サッカーの話をしよう
No.918 リスペクトの表し方、フェアプレーの色
2月6日はサッカーにとって悲しい事件の記念日だ。55年前、1958年のきょう、イングランドのマンチェスター・ユナイテッドを乗せた旅客機が雪のミュンヘン空港で離陸に失敗、一時に8人もの選手の生命が失われた。今回は、この事故後に起きた出来事を少し考えてみたい。
トップチームが事実上壊滅したとき、ユナイテッドはイングランド・リーグを14試合も残しており、ユース選手を何人も使って戦う以外になかった。
この事故の9年前、イタリアでも悲劇があった。戦争による中断をはさみセリエAで4連覇、イタリア代表そのものと言っていいトリノの選手18人の生命が、航空機事故で一瞬のうちに失われたのだ(その後のイタリア代表の低迷は、この事故が原因と言われる)。
事故が起こったのは49年の5月4日。
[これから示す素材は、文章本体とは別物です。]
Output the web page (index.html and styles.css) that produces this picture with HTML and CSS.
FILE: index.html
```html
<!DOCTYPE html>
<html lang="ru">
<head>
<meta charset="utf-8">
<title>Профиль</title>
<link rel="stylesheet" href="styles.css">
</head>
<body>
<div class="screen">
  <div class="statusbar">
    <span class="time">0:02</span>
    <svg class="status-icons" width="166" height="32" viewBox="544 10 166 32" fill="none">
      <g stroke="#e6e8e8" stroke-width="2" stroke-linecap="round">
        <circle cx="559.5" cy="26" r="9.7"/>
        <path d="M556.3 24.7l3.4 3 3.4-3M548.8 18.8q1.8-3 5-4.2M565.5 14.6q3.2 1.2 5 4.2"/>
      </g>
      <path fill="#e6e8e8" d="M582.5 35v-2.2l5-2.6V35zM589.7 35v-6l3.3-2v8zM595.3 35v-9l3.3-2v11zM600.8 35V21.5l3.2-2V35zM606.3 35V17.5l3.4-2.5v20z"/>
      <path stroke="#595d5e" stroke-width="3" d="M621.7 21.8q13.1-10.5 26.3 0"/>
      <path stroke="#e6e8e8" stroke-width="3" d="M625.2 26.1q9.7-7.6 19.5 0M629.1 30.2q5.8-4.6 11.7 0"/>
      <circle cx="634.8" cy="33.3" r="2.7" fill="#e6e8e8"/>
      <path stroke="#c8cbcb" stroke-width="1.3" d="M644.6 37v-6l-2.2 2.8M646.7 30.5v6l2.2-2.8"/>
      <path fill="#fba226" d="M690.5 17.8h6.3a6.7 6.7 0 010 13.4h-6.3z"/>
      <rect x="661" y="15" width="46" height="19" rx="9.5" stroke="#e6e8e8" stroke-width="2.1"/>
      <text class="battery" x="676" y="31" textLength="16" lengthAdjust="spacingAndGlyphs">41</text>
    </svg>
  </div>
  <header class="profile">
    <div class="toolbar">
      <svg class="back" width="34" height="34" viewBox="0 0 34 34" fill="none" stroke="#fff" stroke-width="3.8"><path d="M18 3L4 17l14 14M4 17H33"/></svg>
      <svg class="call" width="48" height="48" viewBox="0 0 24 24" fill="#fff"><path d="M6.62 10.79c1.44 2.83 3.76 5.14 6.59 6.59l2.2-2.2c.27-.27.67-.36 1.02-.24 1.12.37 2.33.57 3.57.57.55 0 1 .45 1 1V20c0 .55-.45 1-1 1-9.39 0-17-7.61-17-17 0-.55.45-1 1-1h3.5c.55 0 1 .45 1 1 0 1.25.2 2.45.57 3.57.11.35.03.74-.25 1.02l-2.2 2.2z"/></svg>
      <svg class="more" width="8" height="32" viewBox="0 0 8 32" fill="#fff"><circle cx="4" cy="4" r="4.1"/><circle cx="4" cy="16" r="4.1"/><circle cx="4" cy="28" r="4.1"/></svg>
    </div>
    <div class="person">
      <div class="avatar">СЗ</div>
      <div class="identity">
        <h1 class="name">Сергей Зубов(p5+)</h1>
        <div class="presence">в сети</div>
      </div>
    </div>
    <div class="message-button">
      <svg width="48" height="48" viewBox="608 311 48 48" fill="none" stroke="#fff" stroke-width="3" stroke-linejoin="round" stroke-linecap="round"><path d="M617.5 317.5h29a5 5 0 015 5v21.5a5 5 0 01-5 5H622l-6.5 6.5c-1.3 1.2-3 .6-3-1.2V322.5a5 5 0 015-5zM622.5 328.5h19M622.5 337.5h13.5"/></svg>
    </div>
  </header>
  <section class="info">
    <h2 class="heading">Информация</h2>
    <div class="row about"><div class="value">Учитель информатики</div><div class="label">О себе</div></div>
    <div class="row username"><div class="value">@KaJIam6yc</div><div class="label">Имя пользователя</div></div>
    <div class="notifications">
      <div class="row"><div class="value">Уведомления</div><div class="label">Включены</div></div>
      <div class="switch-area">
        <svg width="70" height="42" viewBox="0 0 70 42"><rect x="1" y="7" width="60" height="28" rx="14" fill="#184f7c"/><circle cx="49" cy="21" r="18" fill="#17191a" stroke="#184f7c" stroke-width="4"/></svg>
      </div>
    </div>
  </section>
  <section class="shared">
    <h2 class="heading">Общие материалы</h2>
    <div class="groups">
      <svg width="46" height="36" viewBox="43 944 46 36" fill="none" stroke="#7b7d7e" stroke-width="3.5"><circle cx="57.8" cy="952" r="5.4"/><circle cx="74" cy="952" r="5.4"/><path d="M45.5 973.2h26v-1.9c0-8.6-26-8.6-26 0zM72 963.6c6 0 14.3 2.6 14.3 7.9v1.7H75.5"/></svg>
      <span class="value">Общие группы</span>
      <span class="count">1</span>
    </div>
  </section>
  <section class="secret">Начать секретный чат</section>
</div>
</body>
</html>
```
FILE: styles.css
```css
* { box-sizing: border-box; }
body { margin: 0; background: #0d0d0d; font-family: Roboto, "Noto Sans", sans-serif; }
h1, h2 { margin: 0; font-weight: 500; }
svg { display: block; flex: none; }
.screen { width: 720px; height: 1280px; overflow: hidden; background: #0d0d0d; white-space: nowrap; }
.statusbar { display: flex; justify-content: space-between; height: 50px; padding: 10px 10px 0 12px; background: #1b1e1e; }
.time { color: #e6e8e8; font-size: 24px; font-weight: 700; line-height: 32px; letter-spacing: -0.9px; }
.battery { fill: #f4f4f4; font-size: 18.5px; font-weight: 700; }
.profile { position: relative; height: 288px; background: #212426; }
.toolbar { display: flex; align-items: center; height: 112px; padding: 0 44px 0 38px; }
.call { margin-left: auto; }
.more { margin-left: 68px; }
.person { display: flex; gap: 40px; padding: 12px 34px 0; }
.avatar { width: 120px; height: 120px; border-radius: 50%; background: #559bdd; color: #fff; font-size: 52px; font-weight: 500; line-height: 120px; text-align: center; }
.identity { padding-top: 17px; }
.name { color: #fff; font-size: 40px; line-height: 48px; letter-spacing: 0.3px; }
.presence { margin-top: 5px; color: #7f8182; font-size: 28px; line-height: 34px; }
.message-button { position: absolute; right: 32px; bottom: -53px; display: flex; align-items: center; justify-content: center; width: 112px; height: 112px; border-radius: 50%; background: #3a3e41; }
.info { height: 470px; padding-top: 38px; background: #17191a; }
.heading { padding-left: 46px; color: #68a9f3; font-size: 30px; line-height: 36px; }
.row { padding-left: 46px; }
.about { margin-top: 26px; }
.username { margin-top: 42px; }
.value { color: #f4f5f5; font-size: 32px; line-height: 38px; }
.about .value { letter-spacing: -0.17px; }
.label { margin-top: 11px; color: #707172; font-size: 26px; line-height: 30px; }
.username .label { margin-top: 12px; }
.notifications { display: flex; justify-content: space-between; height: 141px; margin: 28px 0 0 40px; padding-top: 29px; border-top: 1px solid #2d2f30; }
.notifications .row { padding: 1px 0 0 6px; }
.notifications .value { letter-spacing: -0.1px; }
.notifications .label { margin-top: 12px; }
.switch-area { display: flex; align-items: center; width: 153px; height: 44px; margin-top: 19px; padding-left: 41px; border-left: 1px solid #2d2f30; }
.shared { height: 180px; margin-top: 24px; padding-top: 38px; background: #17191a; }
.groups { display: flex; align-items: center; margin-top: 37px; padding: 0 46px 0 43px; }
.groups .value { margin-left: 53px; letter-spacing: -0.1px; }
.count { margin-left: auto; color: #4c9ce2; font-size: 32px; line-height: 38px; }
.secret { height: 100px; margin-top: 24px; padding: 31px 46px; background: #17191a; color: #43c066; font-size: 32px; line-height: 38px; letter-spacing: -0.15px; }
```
トリノもまた、セリエA4試合を残していた。第34節を終えた時点での成績は21勝10分け3敗、首位。だが2位インテルがじわじわと迫ってきていた。
リーグを投げ出すわけにはいかない。トリノはユースチームで残り試合を戦うことにした。そしてジェノアに4-0、パレルモに3-0、サンプドリアに3-2、フィオレンチナに2-0と4連勝、見事5連覇を飾った。実は、亡くなった選手たちとトリノというクラブ、そしてトリノ市民に対する「リスペクト」を表すために、対戦する4クラブもユースチームを送り出していたのである。
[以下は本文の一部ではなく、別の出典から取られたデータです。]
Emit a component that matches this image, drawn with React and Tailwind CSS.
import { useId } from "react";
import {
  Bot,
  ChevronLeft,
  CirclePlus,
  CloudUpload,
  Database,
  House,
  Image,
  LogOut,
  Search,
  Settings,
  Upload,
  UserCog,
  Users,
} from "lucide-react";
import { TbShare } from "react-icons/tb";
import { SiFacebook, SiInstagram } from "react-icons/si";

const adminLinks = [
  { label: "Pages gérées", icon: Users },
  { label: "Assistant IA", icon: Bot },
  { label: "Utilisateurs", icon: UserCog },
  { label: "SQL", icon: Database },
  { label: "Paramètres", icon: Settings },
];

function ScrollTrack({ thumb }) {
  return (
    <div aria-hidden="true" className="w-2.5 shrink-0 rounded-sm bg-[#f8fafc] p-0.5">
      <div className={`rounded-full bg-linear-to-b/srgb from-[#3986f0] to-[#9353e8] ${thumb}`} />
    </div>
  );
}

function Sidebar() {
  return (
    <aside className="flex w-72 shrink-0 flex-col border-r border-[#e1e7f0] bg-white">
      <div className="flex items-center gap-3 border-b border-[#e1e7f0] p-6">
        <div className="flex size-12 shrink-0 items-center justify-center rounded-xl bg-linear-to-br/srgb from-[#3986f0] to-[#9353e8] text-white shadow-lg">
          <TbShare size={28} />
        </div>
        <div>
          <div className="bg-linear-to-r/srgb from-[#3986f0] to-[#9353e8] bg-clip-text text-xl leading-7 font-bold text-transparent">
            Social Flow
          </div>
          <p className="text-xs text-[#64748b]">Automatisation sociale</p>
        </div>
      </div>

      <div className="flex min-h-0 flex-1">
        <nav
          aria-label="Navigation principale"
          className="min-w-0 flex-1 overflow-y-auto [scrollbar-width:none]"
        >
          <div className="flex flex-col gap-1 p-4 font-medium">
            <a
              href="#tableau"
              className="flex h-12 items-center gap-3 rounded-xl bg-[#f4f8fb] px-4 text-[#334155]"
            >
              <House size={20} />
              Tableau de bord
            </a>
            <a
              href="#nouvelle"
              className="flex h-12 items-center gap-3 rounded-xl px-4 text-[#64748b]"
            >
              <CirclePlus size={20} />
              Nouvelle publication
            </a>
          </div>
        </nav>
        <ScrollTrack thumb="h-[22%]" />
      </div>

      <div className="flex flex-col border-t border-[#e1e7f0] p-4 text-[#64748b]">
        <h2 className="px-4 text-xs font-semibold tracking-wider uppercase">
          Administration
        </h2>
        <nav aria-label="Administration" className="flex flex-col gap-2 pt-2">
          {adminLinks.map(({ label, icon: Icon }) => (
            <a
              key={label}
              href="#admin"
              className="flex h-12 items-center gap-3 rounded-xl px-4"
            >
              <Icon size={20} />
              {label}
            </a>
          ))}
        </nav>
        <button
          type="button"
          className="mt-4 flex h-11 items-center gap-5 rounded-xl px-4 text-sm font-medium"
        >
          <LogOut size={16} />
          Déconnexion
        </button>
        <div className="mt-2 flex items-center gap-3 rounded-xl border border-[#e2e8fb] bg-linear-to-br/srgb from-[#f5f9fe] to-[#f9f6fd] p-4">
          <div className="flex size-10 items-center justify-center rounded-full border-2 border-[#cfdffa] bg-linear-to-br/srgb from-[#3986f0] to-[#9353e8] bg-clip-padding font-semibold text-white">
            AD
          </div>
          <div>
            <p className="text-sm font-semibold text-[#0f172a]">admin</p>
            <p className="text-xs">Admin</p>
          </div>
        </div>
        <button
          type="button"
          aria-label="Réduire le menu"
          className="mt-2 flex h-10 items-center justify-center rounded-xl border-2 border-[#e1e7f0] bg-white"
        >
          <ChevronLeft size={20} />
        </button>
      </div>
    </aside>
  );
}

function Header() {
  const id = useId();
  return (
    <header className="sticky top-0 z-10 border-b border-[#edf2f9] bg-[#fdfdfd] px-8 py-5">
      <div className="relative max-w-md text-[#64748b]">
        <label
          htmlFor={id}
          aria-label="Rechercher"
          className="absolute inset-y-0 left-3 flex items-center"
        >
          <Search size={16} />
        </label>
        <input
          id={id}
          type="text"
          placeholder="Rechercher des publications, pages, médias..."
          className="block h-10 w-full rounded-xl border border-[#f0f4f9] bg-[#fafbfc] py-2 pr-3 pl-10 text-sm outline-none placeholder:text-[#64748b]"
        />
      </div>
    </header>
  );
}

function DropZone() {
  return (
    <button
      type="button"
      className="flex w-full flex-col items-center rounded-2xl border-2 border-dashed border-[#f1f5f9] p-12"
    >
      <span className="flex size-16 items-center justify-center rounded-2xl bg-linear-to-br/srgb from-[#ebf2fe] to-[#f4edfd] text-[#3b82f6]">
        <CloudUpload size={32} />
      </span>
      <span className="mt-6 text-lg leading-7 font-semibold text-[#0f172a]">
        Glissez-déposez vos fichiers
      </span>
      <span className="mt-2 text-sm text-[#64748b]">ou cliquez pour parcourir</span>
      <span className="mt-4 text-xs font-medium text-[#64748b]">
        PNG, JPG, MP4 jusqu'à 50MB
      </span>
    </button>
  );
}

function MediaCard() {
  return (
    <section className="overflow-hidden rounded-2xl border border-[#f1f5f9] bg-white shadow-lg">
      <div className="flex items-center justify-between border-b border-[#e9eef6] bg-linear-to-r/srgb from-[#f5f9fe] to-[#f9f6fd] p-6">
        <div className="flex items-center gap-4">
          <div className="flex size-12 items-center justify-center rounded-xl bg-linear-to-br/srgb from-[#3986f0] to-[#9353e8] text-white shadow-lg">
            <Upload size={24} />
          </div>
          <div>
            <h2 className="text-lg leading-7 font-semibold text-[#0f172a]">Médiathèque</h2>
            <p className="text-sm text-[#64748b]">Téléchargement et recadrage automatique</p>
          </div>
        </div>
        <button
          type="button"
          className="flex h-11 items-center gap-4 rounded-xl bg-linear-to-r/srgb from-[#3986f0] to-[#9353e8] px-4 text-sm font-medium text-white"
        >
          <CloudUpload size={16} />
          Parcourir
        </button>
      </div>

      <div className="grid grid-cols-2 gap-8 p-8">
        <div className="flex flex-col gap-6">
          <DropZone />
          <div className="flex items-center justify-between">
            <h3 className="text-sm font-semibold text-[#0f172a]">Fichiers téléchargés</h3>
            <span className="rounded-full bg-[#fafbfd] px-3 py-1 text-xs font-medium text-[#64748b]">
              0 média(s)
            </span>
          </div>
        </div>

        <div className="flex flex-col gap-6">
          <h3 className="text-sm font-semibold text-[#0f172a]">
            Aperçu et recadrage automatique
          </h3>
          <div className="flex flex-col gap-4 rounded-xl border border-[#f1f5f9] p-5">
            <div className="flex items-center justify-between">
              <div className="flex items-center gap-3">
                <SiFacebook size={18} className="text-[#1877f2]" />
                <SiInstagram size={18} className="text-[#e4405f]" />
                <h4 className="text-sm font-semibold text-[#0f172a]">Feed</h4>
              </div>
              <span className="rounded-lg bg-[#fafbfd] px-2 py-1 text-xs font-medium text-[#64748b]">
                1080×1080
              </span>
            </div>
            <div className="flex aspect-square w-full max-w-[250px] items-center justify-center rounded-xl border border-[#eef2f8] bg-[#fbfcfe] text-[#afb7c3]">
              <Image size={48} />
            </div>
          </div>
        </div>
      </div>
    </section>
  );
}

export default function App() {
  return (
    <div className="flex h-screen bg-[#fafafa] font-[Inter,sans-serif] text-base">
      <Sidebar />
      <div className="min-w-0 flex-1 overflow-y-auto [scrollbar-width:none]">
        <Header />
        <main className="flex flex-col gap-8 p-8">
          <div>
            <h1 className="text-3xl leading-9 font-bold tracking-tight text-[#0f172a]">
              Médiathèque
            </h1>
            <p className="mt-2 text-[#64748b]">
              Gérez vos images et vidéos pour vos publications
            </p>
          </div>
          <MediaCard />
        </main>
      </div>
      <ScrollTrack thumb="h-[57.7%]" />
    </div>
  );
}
イングランドでも、事故後のユナイテッドと対戦した全14クラブは最大限の「リスペクト」を表現した。だが彼らにとってのリスペクトは、イタリア人が考えたものと同じではなかった。1軍の最強チームを送り出し、全力でユナイテッドに立ち向かったのだ。
2月以降、ユナイテッドの「継ぎはぎチーム」はよく奮闘した。だが結果は14戦して1勝5分け8敗。9位でシーズンを終えた。
「リスペクト」の心は同じ。しかし行為は正反対だった。
「リスペクト」やフェアプレーは、絶対的なものではない。それぞれの国の文化のなかにあり、時代とともに変わるものでもある。
日本ではフェアプレーといえば「黄色」というイメージが定着している。国際サッカー連盟も黄色だ。だがアジアサッカー連盟のフェアプレー旗は青色。心が同じであれば、形はさまざまでいい。
どんな形の「リスペクト」やフェアプレーが、現代日本の社会にふさわしいだろうか。